Die Zufriedenheit wurde auf einer Skala von 1 „sehr zufrieden“ bis 5 „sehr unzufrieden“ erfragt. Die Angaben wurden – wie bereits bei den Image-Items – in eine Hunderter-Skala transformiert. Bei der Interpretation der Ergebnisse muss beachtet werden, dass Bewertungen auf einer Skala von 1 „sehr zufrieden“ bis 5 „sehr unzufrieden“ in die positive Skalenrichtung tendieren (® „1“). Das Auftreten dieser Verzerrung findet sich in allen Studien zur Zufriedenheitsmessung. Die positive Antworttendenz hängt damit zusammen, dass Menschen von ihnen getroffene Entscheidungen im Rückblick bestätigen wollen. Dies hat zur Folge, dass eine theoretisch durchschnittliche Beurteilung mit „3“ (50 Punkte) keine neutrale Einstellung, sondern schon eine latente Unzufriedenheit bedeutet.

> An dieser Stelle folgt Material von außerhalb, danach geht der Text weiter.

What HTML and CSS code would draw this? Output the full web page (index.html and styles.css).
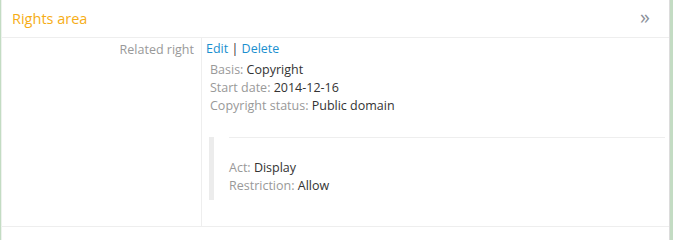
FILE: index.html
```html
<!DOCTYPE html>
<html>
<head>
<meta charset="utf-8">
<link rel="stylesheet" href="styles.css">
</head>
<body>
<div class="frame">
  <div class="panel">
    <div class="header">
      <span class="title">Rights area</span>
      <span class="toggle">»</span>
    </div>
    <div class="row">
      <div class="label">Related right</div>
      <div class="value">
        <div class="actions"><a href="#">Edit</a> | <a href="#">Delete</a></div>
        <div class="fields">
          <div class="field"><span class="k">Basis:</span> Copyright</div>
          <div class="field"><span class="k">Start date:</span> 2014-12-16</div>
          <div class="field"><span class="k">Copyright status:</span> Public domain</div>
        </div>
        <div class="granted">
          <div class="granted-inner">
            <div class="field"><span class="k">Act:</span> Display</div>
            <div class="field"><span class="k">Restriction:</span> Allow</div>
          </div>
        </div>
      </div>
    </div>
  </div>
</div>
</body>
</html>
```
FILE: styles.css
```css
html, body {
  margin: 0;
  padding: 0;
  background: #fff;
}
body {
  font-family: "Open Sans", "Noto Sans", sans-serif;
  font-size: 12.5px;
  color: #333;
}
.frame {
  border-left: 1px solid #c3dcc3;
  border-right: 3px solid #c3dcc3;
  height: 240px;
  box-sizing: border-box;
}
.panel {
  border-left: 1px solid #eef2ee;
  border-right: 1px solid #dcdcdc;
  height: 100%;
  box-sizing: border-box;
}
.header {
  height: 37px;
  border-bottom: 1px solid #eeeeee;
  display: flex;
  align-items: center;
  justify-content: space-between;
  padding: 0 19px 0 10px;
}
.title {
  color: #f6ad16;
  font-size: 14.5px;
  padding-bottom: 1px;
}
.toggle {
  color: #8b919a;
  font-size: 20px;
  line-height: 20px;
  padding-bottom: 3px;
}
.row {
  display: grid;
  grid-template-columns: 200px 1fr;
  border-bottom: 1px solid #eeeeee;
}
.label {
  color: #999;
  text-align: right;
  padding: 3px 7px 0 0;
  line-height: 18px;
  border-right: 1px solid #eeeeee;
}
.value {
  padding: 2px 4px 26px 4px;
}
.actions {
  line-height: 18px;
  color: #333;
}
.actions a {
  color: #1a8fcf;
  text-decoration: none;
}
.fields {
  padding: 3px 0 0 4px;
}
.field {
  line-height: 18px;
}
.k {
  color: #999;
}
.granted {
  margin: 22px 0 0 3px;
  border-left: 5px solid #ececec;
  padding-left: 15px;
}
.granted-inner {
  border-top: 1px solid #eeeeee;
  padding: 21px 0 5px 0;
}
```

Zufriedenheit auf globaler Ebene
Abbildung 3 zeigt die gewichtete Häufigkeitsverteilung der Globalzufriedenheit der befragten Mitglieder aller teilnehmenden Verbände. Demnach bewerten 66 Prozent ihren Verband insgesamt auf der Skala von 1 „sehr zufrieden“ bis 5 „sehr unzufrieden“ mit 1 oder 2 (100 oder 75 Punkte) und ein Viertel mit einer 3 (50 Punkte). 8 Prozent vergeben lediglich eine 4 (25 Punkte) und 2 Prozent sind mit einer Bewertung von 5 (0 Punkte) insgesamt sehr unzufrieden mit ihrem Verband. Der gewichtete Mittelwert über die Mitglieder aller teilnehmenden Verbände hinweg liegt für die Globalzufriedenheit damit bei 68 Punkten. Dies entspricht einer Bewertung von 2,29 auf der 5er-Skala. Mit diesem Ergebnis liegt nun erstmals ein Benchmarkwert für die verbandsübergreifende Mitgliederzufriedenheit in Verbänden aus Deutschland vor, an dem sich Verbände durch eine Teilnahme am 2. Mitgliederfocus Deutschland 2002 messen können.

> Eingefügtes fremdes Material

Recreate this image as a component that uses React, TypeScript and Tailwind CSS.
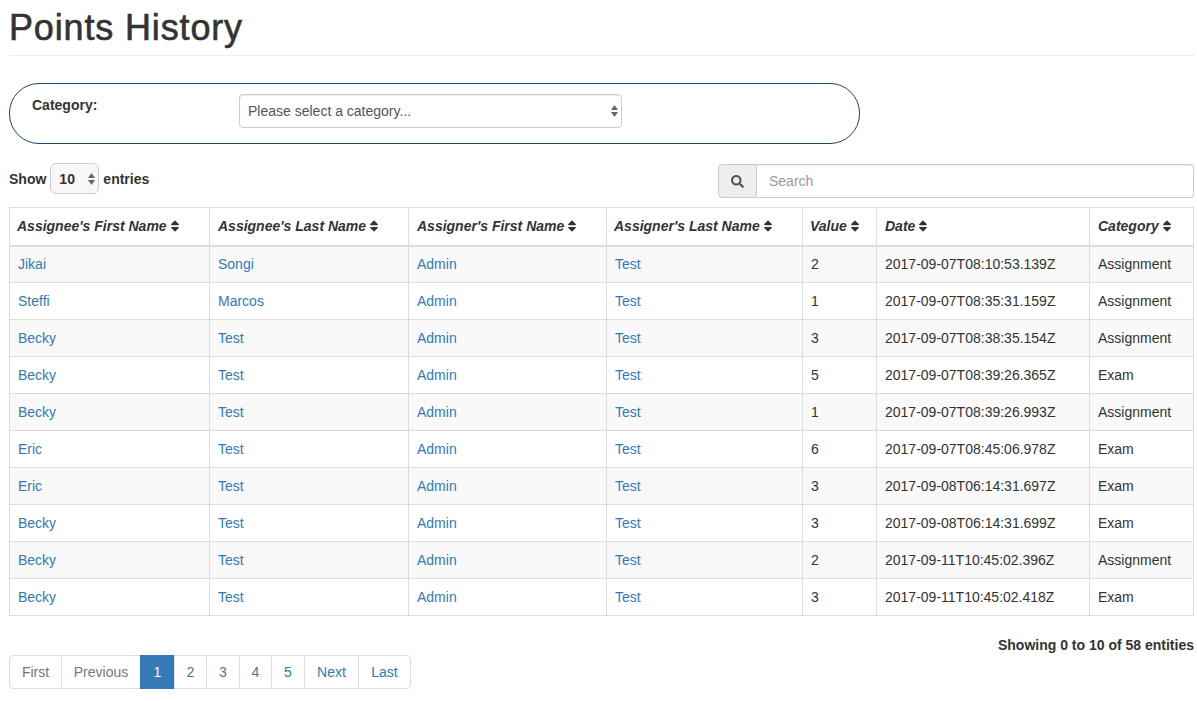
import { FaSearch, FaSort } from 'react-icons/fa'

const rows = [
  ['Jikai', 'Songi', '2', '2017-09-07T08:10:53.139Z', 'Assignment'],
  ['Steffi', 'Marcos', '1', '2017-09-07T08:35:31.159Z', 'Assignment'],
  ['Becky', 'Test', '3', '2017-09-07T08:38:35.154Z', 'Assignment'],
  ['Becky', 'Test', '5', '2017-09-07T08:39:26.365Z', 'Exam'],
  ['Becky', 'Test', '1', '2017-09-07T08:39:26.993Z', 'Assignment'],
  ['Eric', 'Test', '6', '2017-09-07T08:45:06.978Z', 'Exam'],
  ['Eric', 'Test', '3', '2017-09-08T06:14:31.697Z', 'Exam'],
  ['Becky', 'Test', '3', '2017-09-08T06:14:31.699Z', 'Exam'],
  ['Becky', 'Test', '2', '2017-09-11T10:45:02.396Z', 'Assignment'],
  ['Becky', 'Test', '3', '2017-09-11T10:45:02.418Z', 'Exam'],
]

const columns = [
  { label: "Assignee's First Name", width: 'w-[200px]', pad: 'pl-[7px]' },
  { label: "Assignee's Last Name", width: 'w-[199px]', pad: 'pl-2' },
  { label: "Assigner's First Name", width: 'w-[198px]', pad: 'pl-2' },
  { label: "Assigner's Last Name", width: 'w-[196px]', pad: 'pl-[7px]' },
  { label: 'Value', width: 'w-[74px]', pad: 'pl-[7px]' },
  { label: 'Date', width: 'w-[213px]', pad: 'pl-2' },
  { label: 'Category', width: 'w-[104px]', pad: 'pl-2' },
]

const pages = [
  { label: 'First', width: 'w-[53px]', text: 'text-[#777]' },
  { label: 'Previous', width: 'w-[80px]', text: 'text-[#777]' },
  { label: '1', width: 'w-[35px]', text: 'text-white', active: true },
  { label: '2', width: 'w-[33px]', text: 'text-[#337ab7]' },
  { label: '3', width: 'w-[34px]', text: 'text-[#337ab7]' },
  { label: '4', width: 'w-[33px]', text: 'text-[#337ab7]' },
  { label: '5', width: 'w-[34px]', text: 'text-[#337ab7]' },
  { label: 'Next', width: 'w-[55px]', text: 'text-[#337ab7]' },
  { label: 'Last', width: 'w-[53px]', text: 'text-[#337ab7]' },
]

function Arrows() {
  return (
    <svg width="7" height="12" viewBox="0 0 7 12" className="fill-[#666]">
      <path d="M3.5 0 7 5H0z" />
      <path d="M3.5 12 0 7h7z" />
    </svg>
  )
}

function Link({ children }: { children: string }) {
  return <a className="text-[#337ab7]">{children}</a>
}

export default function App() {
  return (
    <div className="w-[1197px] h-[701px] overflow-hidden bg-white pl-[9px] pr-[3px] font-['Liberation_Sans',Arial,sans-serif] text-sm text-[#333]">
      <h1 className="h-[56px] border-b border-[#eee] pt-2 text-4xl leading-[40px] font-normal tracking-[0.85px] [-webkit-text-stroke:0.6px_#333]">
        Points History
      </h1>

      {/* Category filter */}
      <div className="mt-[27px] flex h-[61px] w-[851px] items-start rounded-[30px] border border-[#1f4568] pl-[22px] pt-[10px]">
        <label className="w-[207px] pt-px font-bold leading-5">Category:</label>
        <div className="flex h-[34px] w-[383px] items-center justify-between rounded border border-[#ccc] pl-2 pr-[3px] text-[#555] shadow-[inset_0_1px_1px_rgba(0,0,0,0.075)]">
          <span>Please select a category...</span>
          <Arrows />
        </div>
      </div>

      <div className="mt-[19px] flex items-start justify-between">
        <div className="flex h-[31px] items-center gap-1 font-bold">
          <span>Show</span>
          <div className="flex h-[31px] w-[49px] items-center justify-between rounded-md border border-[#ccc] bg-[#f8f8f8] pl-[8px] pr-[3px]">
            <span>10</span>
            <Arrows />
          </div>
          <span>entries</span>
        </div>
        <div className="mt-px flex h-[34px] w-[476px]">
          <span className="flex w-[39px] items-center justify-center rounded-l border border-[#ccc] bg-[#eee] text-[#555]">
            <FaSearch size={13} />
          </span>
          <input
            placeholder="Search"
            className="min-w-0 flex-1 rounded-r border border-l-0 border-[#ccc] px-3 shadow-[inset_0_1px_1px_rgba(0,0,0,0.075)] outline-none placeholder:text-[#999]"
          />
        </div>
      </div>

      <table className="mt-[9px] w-[1184px] table-fixed border-collapse">
        <thead>
          <tr className="h-[38px]">
            {columns.map((col) => (
              <th
                key={col.label}
                className={`${col.width} ${col.pad} border border-b-2 border-[#ddd] pr-2 text-left font-bold italic text-[#333]`}
              >
                <span className="inline-flex items-center gap-px whitespace-nowrap">
                  {col.label}
                  <FaSort size={14} />
                </span>
              </th>
            ))}
          </tr>
        </thead>
        <tbody>
          {rows.map((row, i) => (
            <tr key={i} className={`h-[37px] ${i % 2 === 0 ? 'bg-[#f9f9f9]' : 'bg-white'}`}>
              <td className="border border-[#ddd] px-2"><Link>{row[0]}</Link></td>
              <td className="border border-[#ddd] px-2"><Link>{row[1]}</Link></td>
              <td className="border border-[#ddd] px-2"><Link>Admin</Link></td>
              <td className="border border-[#ddd] px-2"><Link>Test</Link></td>
              <td className="border border-[#ddd] px-2">{row[2]}</td>
              <td className="border border-[#ddd] px-2">{row[3]}</td>
              <td className="border border-[#ddd] px-2">{row[4]}</td>
            </tr>
          ))}
        </tbody>
      </table>

      <p className="mt-[19px] w-[1185px] text-right font-bold leading-5">Showing 0 to 10 of 58 entities</p>

      <div className="flex">
        {pages.map((page) => (
          <a
            key={page.label}
            className={`${page.width} ${page.text} -ml-px flex h-[34px] items-center justify-center border first:ml-0 first:rounded-l last:rounded-r ${
              page.active ? 'border-[#337ab7] bg-[#337ab7]' : 'border-[#ddd] bg-white'
            }`}
          >
            {page.label}
          </a>
        ))}
      </div>
    </div>
  )
}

Abb. 3: Globalzufriedenheit (gewichtete Häufigkeitsverteilung)
Spitzenreiter: Berufs- und Fachverband Freie Heilpraktiker e. V.
Als Spitzenreiter in Sachen globaler Mitgliederzufriedenheit für das Jahr 2001 ging der Berufs- und Fachverband Freie Heilpraktiker e. V. aus Düsseldorf hervor. Dessen Mitglieder bewerteten ihren Verband durchschnittlich mit 78 Punkten, was auf der 5er-Skala einem Mittelwert von 1,9 entspricht. Damit setzt der Sieger des 1. Mitgliederfocus Deutschland 2001 nicht nur Benchmarkwerte für die Verbandswelt. Denn auch in der Privatwirtschaft sind solche Werte für die globale Kundenzufriedenheit nur selten vorzufinden.